Commentary and information about public safety and security, intelligence and counterintelligence, open government and secrecy, and other issues in northern Idaho and eastern Washington.

Location: Coeur d'Alene, Idaho, United States

Raised in Palouse, WA. Graduated from Washington State University. US Army (Counterintelligence). US Secret Service (Technical Security Division) in Fantasyland-on-the-Potomac and Los Angeles. Now living in north Idaho.

Tuesday, January 10, 2006

The Case for Civilian Review Boards

The King County (Washington) Sheriff's Office (KCSO) is an example of what happens when a law enforcement agency is not subjected to close and compulsory outside scrutiny. The Seattle Post-Intelligencer series entitled Conduct Unbecoming reveals the consequences of the failure or unwillingness of former Sheriff Dave Reichert, current Sheriff Sue Rahr, and their respective command staffs to consistently and effectively discipline or dismiss employees who engage in repeated intentional misconduct.

An often heard objection from sworn law enforcement officers to what they consider to be unnecessary oversight from "civilians" is that the civilians won't be objective. My experience is that these officers don't want objectivity; they want empathy. They prefer to be judged by someone who has shared the same experiences they have. If that's a valid concern, then none of us should complain about bad lawyers who are judged by lawyers on state bar associations and about doctors judged by doctors on state medical boards, right? Self-policing in any occupation should work, but it will work better if it includes objective input from those outside the occupation.

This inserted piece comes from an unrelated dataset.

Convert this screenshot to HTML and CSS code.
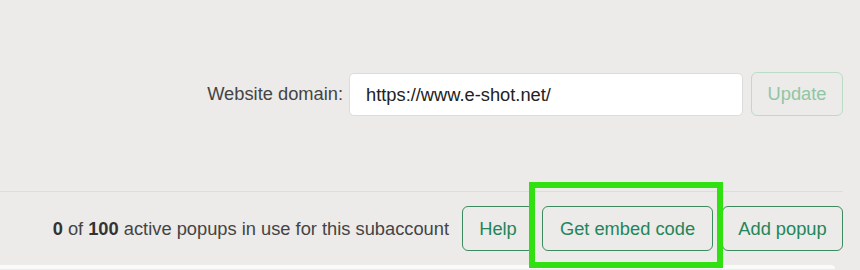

Anonymous Tad Leach said...

I too have a concern about Civilian Review Boards. Too often they become political and packed with people who have an agenda - one way or another. In the Department where I was Chief, I initiated a policy that a complaint against an officer that was criminal in nature was still investigated by our department, but all information from the initial complaint through the entire investigation was also forwarded to the Public Integrity Unit of the Cook County (Chicago, IL) States Attorney's Office. They had their own professional investigators and could run a concurrent investigation if they deemed necessary. This had the advantage of being a check and balance to eliminate any question of 'whitewashing', but was done by an agency with no political motivation and with the experience and expertise to review the complaint and investigation. It worked very well, as it provided a professional and objective review, but without the potential for politically motivated bias.